## Exercise
Transcribe all of the material exactly, except for its pictures.

## Data extract

_ _ _ _ _ _ _

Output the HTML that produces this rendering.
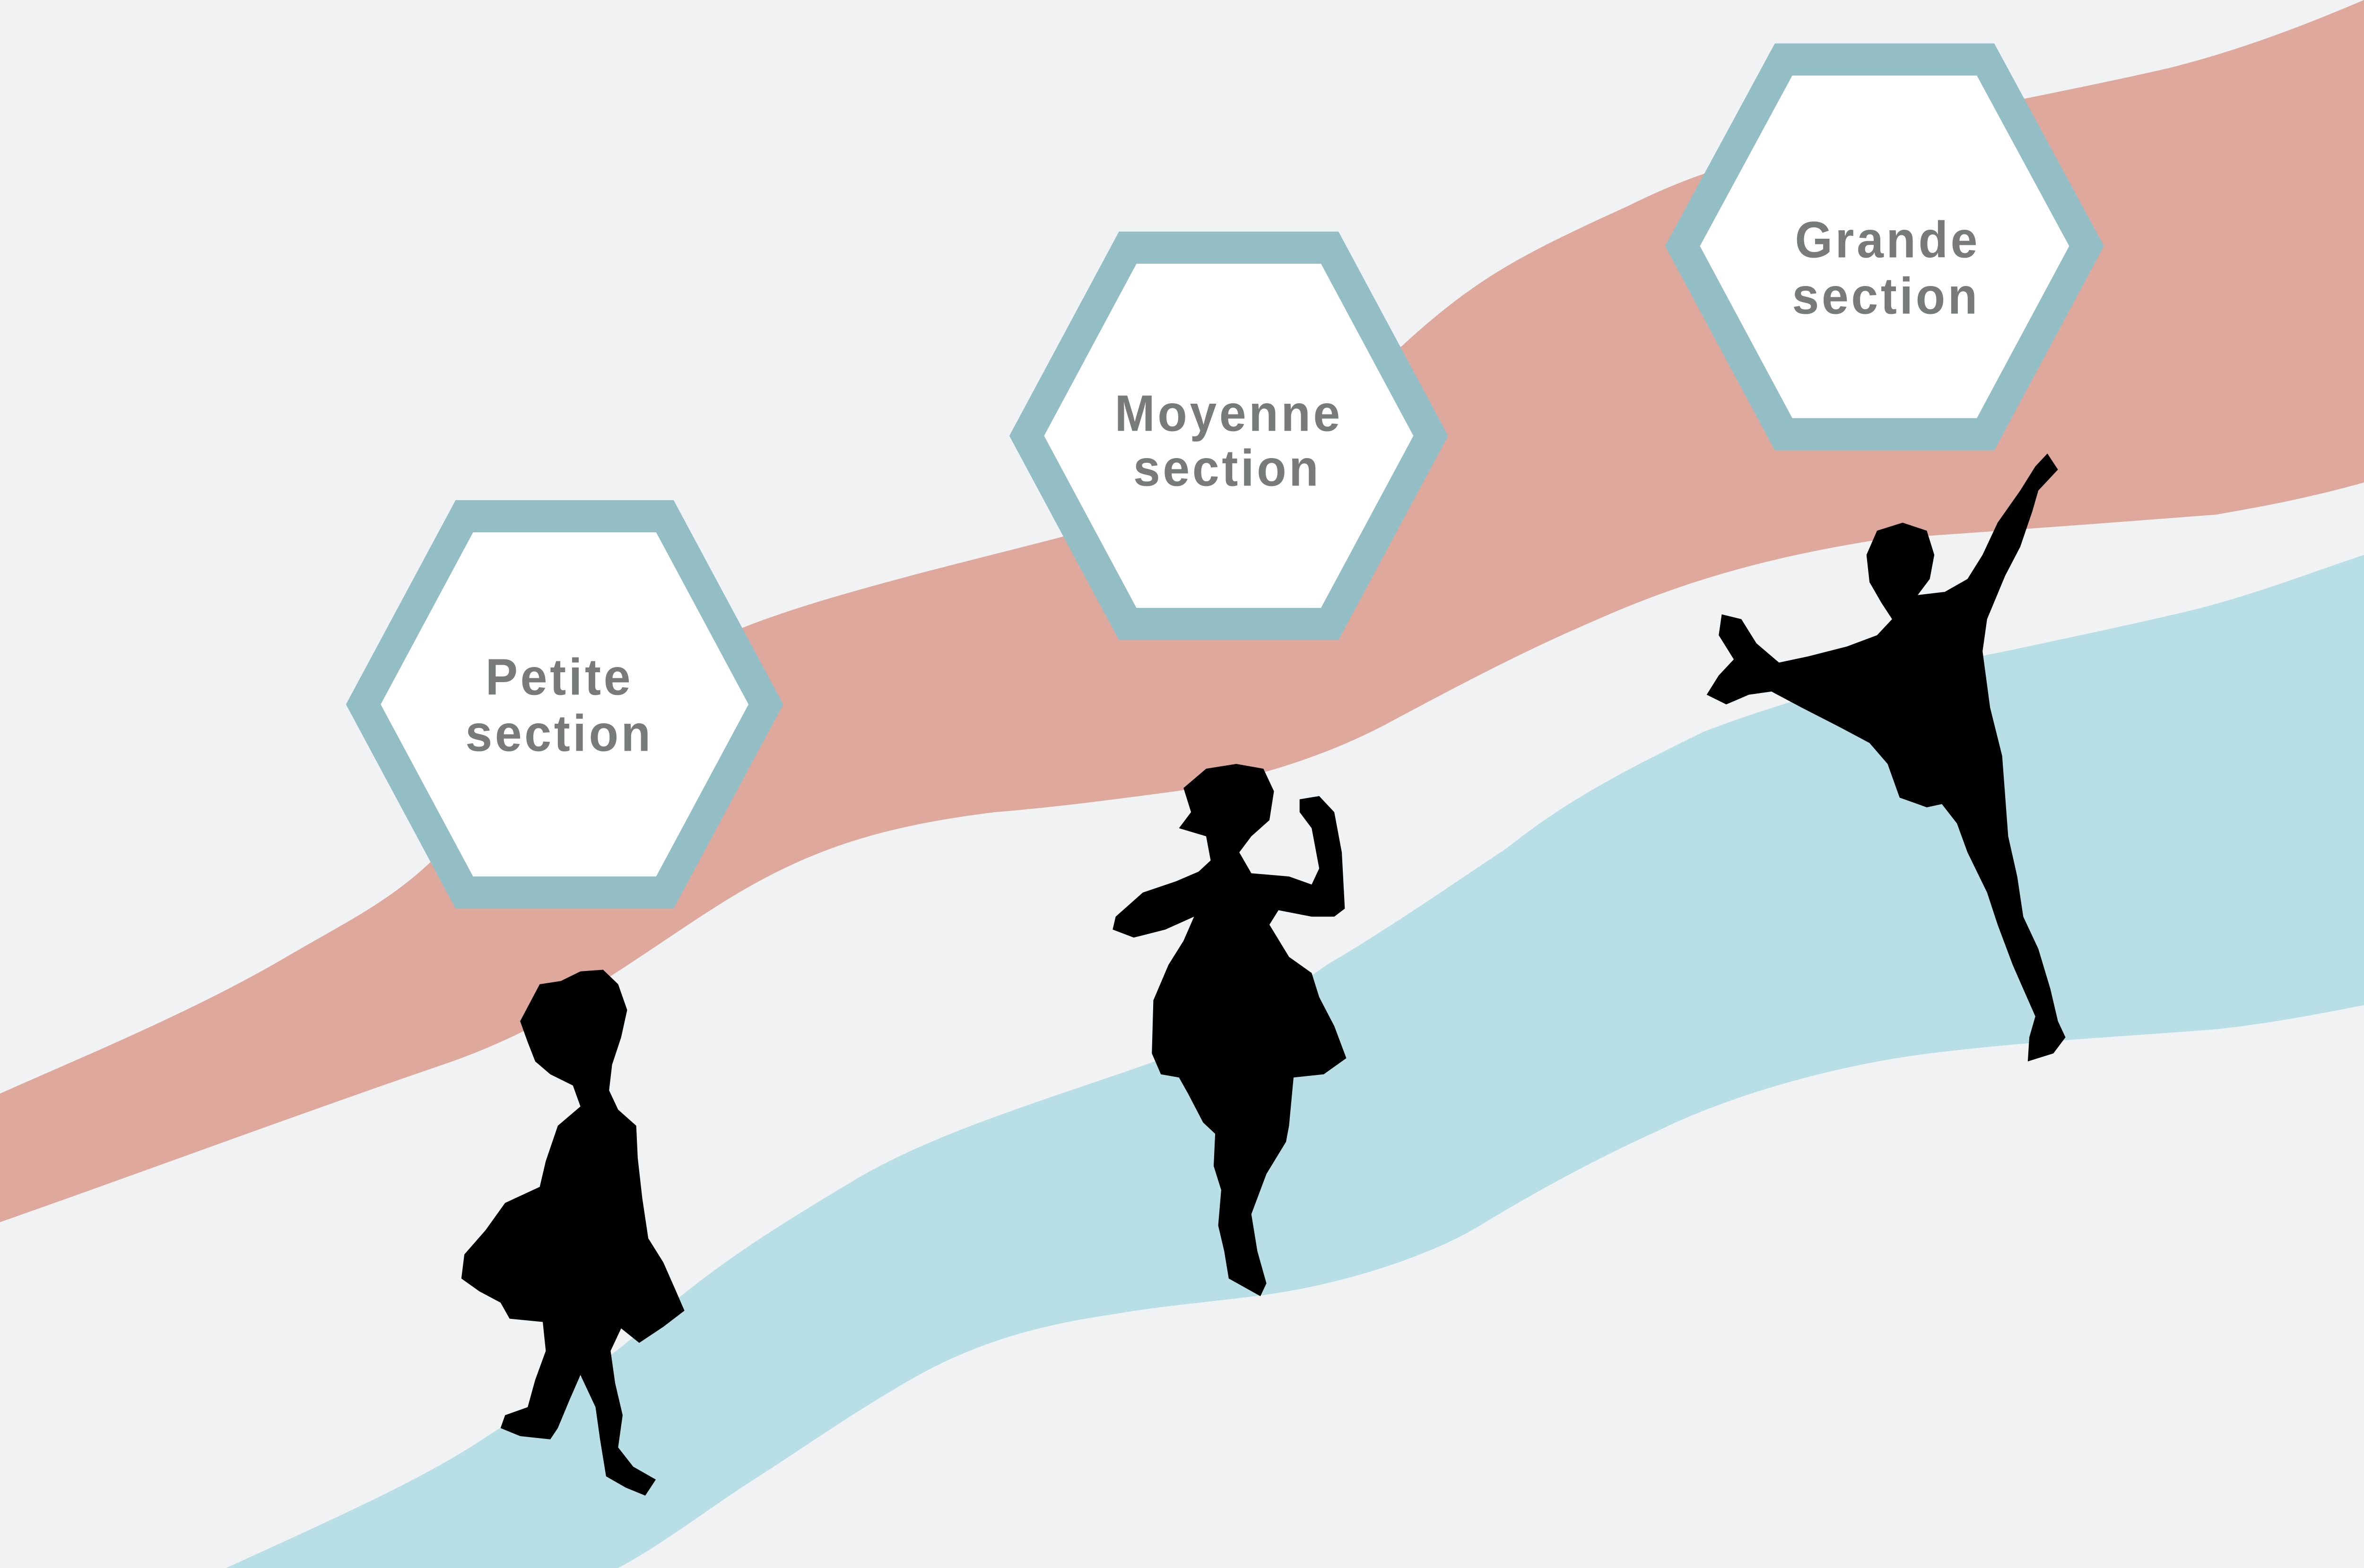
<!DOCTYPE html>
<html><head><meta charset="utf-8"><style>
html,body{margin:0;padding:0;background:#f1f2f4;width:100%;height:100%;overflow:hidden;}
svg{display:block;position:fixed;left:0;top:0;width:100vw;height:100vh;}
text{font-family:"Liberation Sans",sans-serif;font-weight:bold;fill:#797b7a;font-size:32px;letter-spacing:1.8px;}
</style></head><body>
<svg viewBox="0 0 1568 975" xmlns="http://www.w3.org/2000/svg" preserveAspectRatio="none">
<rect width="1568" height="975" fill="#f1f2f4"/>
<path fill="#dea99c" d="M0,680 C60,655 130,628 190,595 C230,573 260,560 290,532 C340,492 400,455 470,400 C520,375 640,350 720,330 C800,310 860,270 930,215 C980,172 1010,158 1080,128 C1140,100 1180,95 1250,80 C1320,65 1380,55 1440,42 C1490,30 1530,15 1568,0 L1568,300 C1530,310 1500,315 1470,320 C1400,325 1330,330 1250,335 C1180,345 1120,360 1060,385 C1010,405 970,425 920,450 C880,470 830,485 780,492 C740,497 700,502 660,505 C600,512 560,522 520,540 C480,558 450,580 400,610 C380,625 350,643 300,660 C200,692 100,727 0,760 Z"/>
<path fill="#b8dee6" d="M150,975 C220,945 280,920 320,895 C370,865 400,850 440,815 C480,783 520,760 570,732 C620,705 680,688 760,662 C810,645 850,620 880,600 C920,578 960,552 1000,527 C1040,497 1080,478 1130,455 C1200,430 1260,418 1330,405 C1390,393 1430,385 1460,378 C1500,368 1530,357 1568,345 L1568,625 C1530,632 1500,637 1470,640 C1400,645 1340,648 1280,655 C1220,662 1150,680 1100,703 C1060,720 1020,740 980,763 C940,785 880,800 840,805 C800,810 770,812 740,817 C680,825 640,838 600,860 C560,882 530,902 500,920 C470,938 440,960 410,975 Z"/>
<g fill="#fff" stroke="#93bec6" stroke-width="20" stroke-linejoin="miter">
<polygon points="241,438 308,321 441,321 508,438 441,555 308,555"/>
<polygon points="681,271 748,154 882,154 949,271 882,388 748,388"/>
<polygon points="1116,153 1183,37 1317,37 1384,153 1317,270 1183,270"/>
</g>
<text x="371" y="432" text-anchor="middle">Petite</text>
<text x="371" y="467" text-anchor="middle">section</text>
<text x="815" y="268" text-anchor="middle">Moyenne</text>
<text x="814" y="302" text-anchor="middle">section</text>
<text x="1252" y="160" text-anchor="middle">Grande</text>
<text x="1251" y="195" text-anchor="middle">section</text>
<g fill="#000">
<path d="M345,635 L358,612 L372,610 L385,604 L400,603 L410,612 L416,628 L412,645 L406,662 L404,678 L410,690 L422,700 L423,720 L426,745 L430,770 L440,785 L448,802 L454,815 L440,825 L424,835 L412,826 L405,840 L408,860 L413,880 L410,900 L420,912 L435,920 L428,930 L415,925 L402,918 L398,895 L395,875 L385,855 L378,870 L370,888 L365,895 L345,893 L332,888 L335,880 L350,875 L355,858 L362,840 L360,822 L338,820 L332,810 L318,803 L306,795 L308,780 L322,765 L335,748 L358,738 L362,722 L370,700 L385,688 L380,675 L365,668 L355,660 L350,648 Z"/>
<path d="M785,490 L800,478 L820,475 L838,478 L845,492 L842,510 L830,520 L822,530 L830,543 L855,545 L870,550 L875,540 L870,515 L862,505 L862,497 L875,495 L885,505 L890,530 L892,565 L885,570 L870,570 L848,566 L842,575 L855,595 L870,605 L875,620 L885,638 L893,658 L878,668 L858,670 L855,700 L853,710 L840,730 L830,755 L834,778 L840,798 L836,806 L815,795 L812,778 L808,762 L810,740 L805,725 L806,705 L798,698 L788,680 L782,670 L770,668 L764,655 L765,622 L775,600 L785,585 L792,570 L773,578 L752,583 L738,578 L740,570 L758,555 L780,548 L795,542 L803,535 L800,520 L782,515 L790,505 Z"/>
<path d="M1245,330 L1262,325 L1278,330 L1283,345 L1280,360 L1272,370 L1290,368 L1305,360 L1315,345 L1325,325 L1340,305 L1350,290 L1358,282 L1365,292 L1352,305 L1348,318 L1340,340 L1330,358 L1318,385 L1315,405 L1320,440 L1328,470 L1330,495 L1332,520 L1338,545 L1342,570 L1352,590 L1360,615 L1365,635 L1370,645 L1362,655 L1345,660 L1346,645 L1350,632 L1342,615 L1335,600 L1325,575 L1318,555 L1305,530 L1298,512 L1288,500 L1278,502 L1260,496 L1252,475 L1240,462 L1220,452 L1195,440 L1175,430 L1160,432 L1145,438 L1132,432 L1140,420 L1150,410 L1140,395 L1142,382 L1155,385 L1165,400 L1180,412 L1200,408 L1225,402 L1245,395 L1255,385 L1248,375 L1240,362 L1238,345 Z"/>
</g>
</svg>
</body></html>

_ _ _ _ _ _ _

## Output of the task
Output the HTML that produces this rendering.
<!DOCTYPE html>
<html><head><meta charset="utf-8"><style>
html,body{margin:0;padding:0;background:#f1f2f4;width:100%;height:100%;overflow:hidden;}
svg{display:block;position:fixed;left:0;top:0;width:100vw;height:100vh;}
text{font-family:"Liberation Sans",sans-serif;font-weight:bold;fill:#797b7a;font-size:32px;letter-spacing:1.8px;}
</style></head><body>
<svg viewBox="0 0 1568 975" xmlns="http://www.w3.org/2000/svg" preserveAspectRatio="none">
<rect width="1568" height="975" fill="#f1f2f4"/>
<path fill="#dea99c" d="M0,680 C60,655 130,628 190,595 C230,573 260,560 290,532 C340,492 400,455 470,400 C520,375 640,350 720,330 C800,310 860,270 930,215 C980,172 1010,158 1080,128 C1140,100 1180,95 1250,80 C1320,65 1380,55 1440,42 C1490,30 1530,15 1568,0 L1568,300 C1530,310 1500,315 1470,320 C1400,325 1330,330 1250,335 C1180,345 1120,360 1060,385 C1010,405 970,425 920,450 C880,470 830,485 780,492 C740,497 700,502 660,505 C600,512 560,522 520,540 C480,558 450,580 400,610 C380,625 350,643 300,660 C200,692 100,727 0,760 Z"/>
<path fill="#b8dee6" d="M150,975 C220,945 280,920 320,895 C370,865 400,850 440,815 C480,783 520,760 570,732 C620,705 680,688 760,662 C810,645 850,620 880,600 C920,578 960,552 1000,527 C1040,497 1080,478 1130,455 C1200,430 1260,418 1330,405 C1390,393 1430,385 1460,378 C1500,368 1530,357 1568,345 L1568,625 C1530,632 1500,637 1470,640 C1400,645 1340,648 1280,655 C1220,662 1150,680 1100,703 C1060,720 1020,740 980,763 C940,785 880,800 840,805 C800,810 770,812 740,817 C680,825 640,838 600,860 C560,882 530,902 500,920 C470,938 440,960 410,975 Z"/>
<g fill="#fff" stroke="#93bec6" stroke-width="20" stroke-linejoin="miter">
<polygon points="241,438 308,321 441,321 508,438 441,555 308,555"/>
<polygon points="681,271 748,154 882,154 949,271 882,388 748,388"/>
<polygon points="1116,153 1183,37 1317,37 1384,153 1317,270 1183,270"/>
</g>
<text x="371" y="432" text-anchor="middle">Petite</text>
<text x="371" y="467" text-anchor="middle">section</text>
<text x="815" y="268" text-anchor="middle">Moyenne</text>
<text x="814" y="302" text-anchor="middle">section</text>
<text x="1252" y="160" text-anchor="middle">Grande</text>
<text x="1251" y="195" text-anchor="middle">section</text>
<g fill="#000">
<path d="M345,635 L358,612 L372,610 L385,604 L400,603 L410,612 L416,628 L412,645 L406,662 L404,678 L410,690 L422,700 L423,720 L426,745 L430,770 L440,785 L448,802 L454,815 L440,825 L424,835 L412,826 L405,840 L408,860 L413,880 L410,900 L420,912 L435,920 L428,930 L415,925 L402,918 L398,895 L395,875 L385,855 L378,870 L370,888 L365,895 L345,893 L332,888 L335,880 L350,875 L355,858 L362,840 L360,822 L338,820 L332,810 L318,803 L306,795 L308,780 L322,765 L335,748 L358,738 L362,722 L370,700 L385,688 L380,675 L365,668 L355,660 L350,648 Z"/>
<path d="M785,490 L800,478 L820,475 L838,478 L845,492 L842,510 L830,520 L822,530 L830,543 L855,545 L870,550 L875,540 L870,515 L862,505 L862,497 L875,495 L885,505 L890,530 L892,565 L885,570 L870,570 L848,566 L842,575 L855,595 L870,605 L875,620 L885,638 L893,658 L878,668 L858,670 L855,700 L853,710 L840,730 L830,755 L834,778 L840,798 L836,806 L815,795 L812,778 L808,762 L810,740 L805,725 L806,705 L798,698 L788,680 L782,670 L770,668 L764,655 L765,622 L775,600 L785,585 L792,570 L773,578 L752,583 L738,578 L740,570 L758,555 L780,548 L795,542 L803,535 L800,520 L782,515 L790,505 Z"/>
<path d="M1245,330 L1262,325 L1278,330 L1283,345 L1280,360 L1272,370 L1290,368 L1305,360 L1315,345 L1325,325 L1340,305 L1350,290 L1358,282 L1365,292 L1352,305 L1348,318 L1340,340 L1330,358 L1318,385 L1315,405 L1320,440 L1328,470 L1330,495 L1332,520 L1338,545 L1342,570 L1352,590 L1360,615 L1365,635 L1370,645 L1362,655 L1345,660 L1346,645 L1350,632 L1342,615 L1335,600 L1325,575 L1318,555 L1305,530 L1298,512 L1288,500 L1278,502 L1260,496 L1252,475 L1240,462 L1220,452 L1195,440 L1175,430 L1160,432 L1145,438 L1132,432 L1140,420 L1150,410 L1140,395 L1142,382 L1155,385 L1165,400 L1180,412 L1200,408 L1225,402 L1245,395 L1255,385 L1248,375 L1240,362 L1238,345 Z"/>
</g>
</svg>
</body></html>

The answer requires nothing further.